▶ **SUPPLIED MATERIAL**

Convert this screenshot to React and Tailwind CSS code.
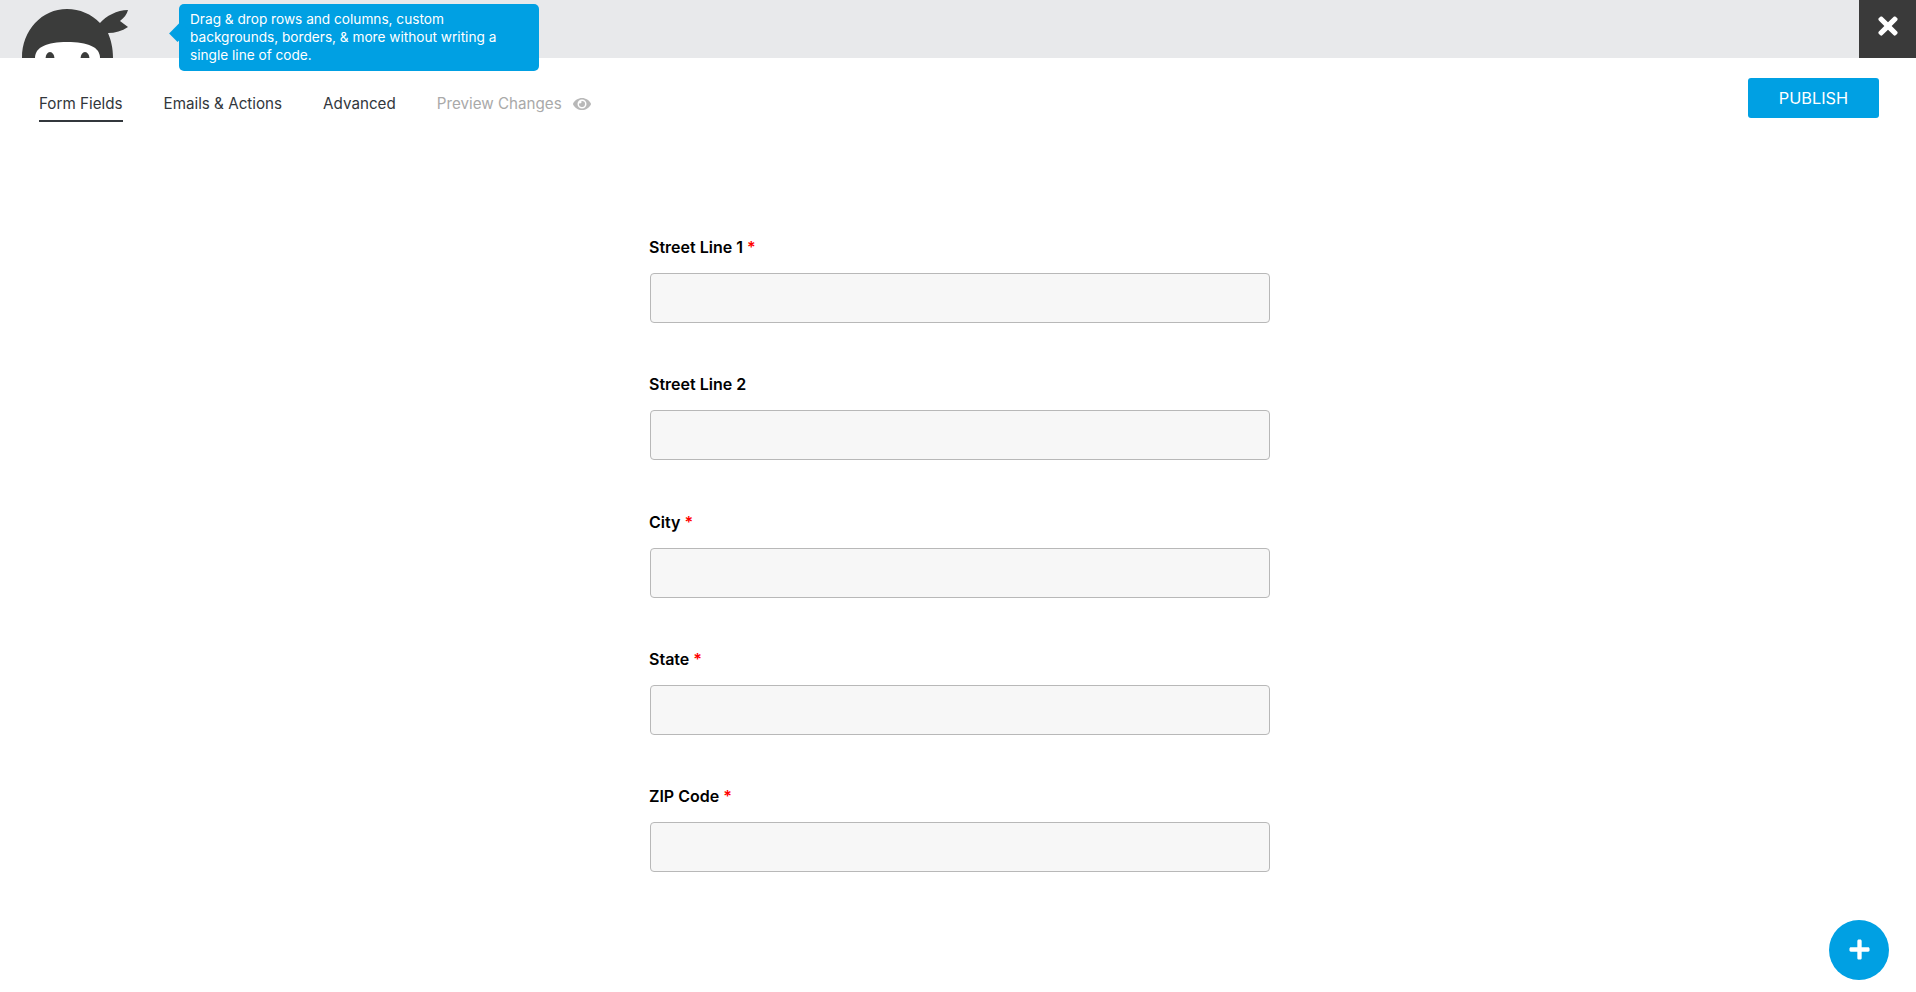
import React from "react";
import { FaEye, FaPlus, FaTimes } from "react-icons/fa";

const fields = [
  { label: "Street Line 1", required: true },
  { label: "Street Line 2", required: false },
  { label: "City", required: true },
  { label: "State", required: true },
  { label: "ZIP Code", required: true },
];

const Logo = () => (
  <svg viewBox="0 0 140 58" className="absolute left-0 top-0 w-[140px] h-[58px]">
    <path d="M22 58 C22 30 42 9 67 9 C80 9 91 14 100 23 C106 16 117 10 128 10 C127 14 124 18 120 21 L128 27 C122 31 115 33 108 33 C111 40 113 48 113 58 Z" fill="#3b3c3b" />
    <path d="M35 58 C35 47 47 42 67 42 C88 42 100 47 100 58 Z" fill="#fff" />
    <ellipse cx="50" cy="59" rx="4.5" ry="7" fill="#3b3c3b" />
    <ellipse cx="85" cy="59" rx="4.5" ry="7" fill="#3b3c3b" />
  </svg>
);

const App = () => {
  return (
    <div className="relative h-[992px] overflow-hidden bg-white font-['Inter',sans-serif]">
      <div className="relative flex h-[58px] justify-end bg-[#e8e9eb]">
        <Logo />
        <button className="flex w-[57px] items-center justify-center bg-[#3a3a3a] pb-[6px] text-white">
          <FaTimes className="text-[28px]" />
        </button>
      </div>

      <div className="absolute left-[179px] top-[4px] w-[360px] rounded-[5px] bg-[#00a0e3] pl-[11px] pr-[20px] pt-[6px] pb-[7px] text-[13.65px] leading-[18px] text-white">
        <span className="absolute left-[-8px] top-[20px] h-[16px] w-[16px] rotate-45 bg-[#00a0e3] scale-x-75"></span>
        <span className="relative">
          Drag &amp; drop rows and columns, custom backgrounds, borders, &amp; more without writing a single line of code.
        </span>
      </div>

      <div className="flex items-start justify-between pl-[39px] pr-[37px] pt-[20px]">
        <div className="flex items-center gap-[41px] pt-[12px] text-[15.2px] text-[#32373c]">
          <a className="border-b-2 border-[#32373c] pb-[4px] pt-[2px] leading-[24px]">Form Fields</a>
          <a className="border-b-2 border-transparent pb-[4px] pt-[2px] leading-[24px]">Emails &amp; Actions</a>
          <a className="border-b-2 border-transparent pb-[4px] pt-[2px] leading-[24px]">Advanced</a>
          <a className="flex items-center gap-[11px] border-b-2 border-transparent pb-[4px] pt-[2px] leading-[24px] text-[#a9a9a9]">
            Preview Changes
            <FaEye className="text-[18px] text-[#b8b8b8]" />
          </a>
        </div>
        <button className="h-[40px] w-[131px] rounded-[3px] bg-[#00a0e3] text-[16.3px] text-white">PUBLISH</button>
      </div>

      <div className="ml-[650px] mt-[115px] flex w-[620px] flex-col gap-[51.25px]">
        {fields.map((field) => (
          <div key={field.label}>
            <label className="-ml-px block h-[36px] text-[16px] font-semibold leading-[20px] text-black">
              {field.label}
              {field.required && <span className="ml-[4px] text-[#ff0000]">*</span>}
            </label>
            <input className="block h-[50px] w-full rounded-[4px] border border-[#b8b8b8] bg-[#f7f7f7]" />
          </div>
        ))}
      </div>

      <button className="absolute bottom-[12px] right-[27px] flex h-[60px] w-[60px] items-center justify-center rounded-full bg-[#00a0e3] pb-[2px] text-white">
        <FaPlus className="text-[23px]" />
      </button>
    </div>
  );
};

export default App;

▶ **BRIEF**
Reproduce the data verbatim. Do not carry any picture into the copy.

▶ **SOLUTION FOR THIS EXERCISE**
Convert this screenshot to React and Tailwind CSS code.
import React from "react";
import { FaEye, FaPlus, FaTimes } from "react-icons/fa";

const fields = [
  { label: "Street Line 1", required: true },
  { label: "Street Line 2", required: false },
  { label: "City", required: true },
  { label: "State", required: true },
  { label: "ZIP Code", required: true },
];

const Logo = () => (
  <svg viewBox="0 0 140 58" className="absolute left-0 top-0 w-[140px] h-[58px]">
    <path d="M22 58 C22 30 42 9 67 9 C80 9 91 14 100 23 C106 16 117 10 128 10 C127 14 124 18 120 21 L128 27 C122 31 115 33 108 33 C111 40 113 48 113 58 Z" fill="#3b3c3b" />
    <path d="M35 58 C35 47 47 42 67 42 C88 42 100 47 100 58 Z" fill="#fff" />
    <ellipse cx="50" cy="59" rx="4.5" ry="7" fill="#3b3c3b" />
    <ellipse cx="85" cy="59" rx="4.5" ry="7" fill="#3b3c3b" />
  </svg>
);

const App = () => {
  return (
    <div className="relative h-[992px] overflow-hidden bg-white font-['Inter',sans-serif]">
      <div className="relative flex h-[58px] justify-end bg-[#e8e9eb]">
        <Logo />
        <button className="flex w-[57px] items-center justify-center bg-[#3a3a3a] pb-[6px] text-white">
          <FaTimes className="text-[28px]" />
        </button>
      </div>

      <div className="absolute left-[179px] top-[4px] w-[360px] rounded-[5px] bg-[#00a0e3] pl-[11px] pr-[20px] pt-[6px] pb-[7px] text-[13.65px] leading-[18px] text-white">
        <span className="absolute left-[-8px] top-[20px] h-[16px] w-[16px] rotate-45 bg-[#00a0e3] scale-x-75"></span>
        <span className="relative">
          Drag &amp; drop rows and columns, custom backgrounds, borders, &amp; more without writing a single line of code.
        </span>
      </div>

      <div className="flex items-start justify-between pl-[39px] pr-[37px] pt-[20px]">
        <div className="flex items-center gap-[41px] pt-[12px] text-[15.2px] text-[#32373c]">
          <a className="border-b-2 border-[#32373c] pb-[4px] pt-[2px] leading-[24px]">Form Fields</a>
          <a className="border-b-2 border-transparent pb-[4px] pt-[2px] leading-[24px]">Emails &amp; Actions</a>
          <a className="border-b-2 border-transparent pb-[4px] pt-[2px] leading-[24px]">Advanced</a>
          <a className="flex items-center gap-[11px] border-b-2 border-transparent pb-[4px] pt-[2px] leading-[24px] text-[#a9a9a9]">
            Preview Changes
            <FaEye className="text-[18px] text-[#b8b8b8]" />
          </a>
        </div>
        <button className="h-[40px] w-[131px] rounded-[3px] bg-[#00a0e3] text-[16.3px] text-white">PUBLISH</button>
      </div>

      <div className="ml-[650px] mt-[115px] flex w-[620px] flex-col gap-[51.25px]">
        {fields.map((field) => (
          <div key={field.label}>
            <label className="-ml-px block h-[36px] text-[16px] font-semibold leading-[20px] text-black">
              {field.label}
              {field.required && <span className="ml-[4px] text-[#ff0000]">*</span>}
            </label>
            <input className="block h-[50px] w-full rounded-[4px] border border-[#b8b8b8] bg-[#f7f7f7]" />
          </div>
        ))}
      </div>

      <button className="absolute bottom-[12px] right-[27px] flex h-[60px] w-[60px] items-center justify-center rounded-full bg-[#00a0e3] pb-[2px] text-white">
        <FaPlus className="text-[23px]" />
      </button>
    </div>
  );
};

export default App;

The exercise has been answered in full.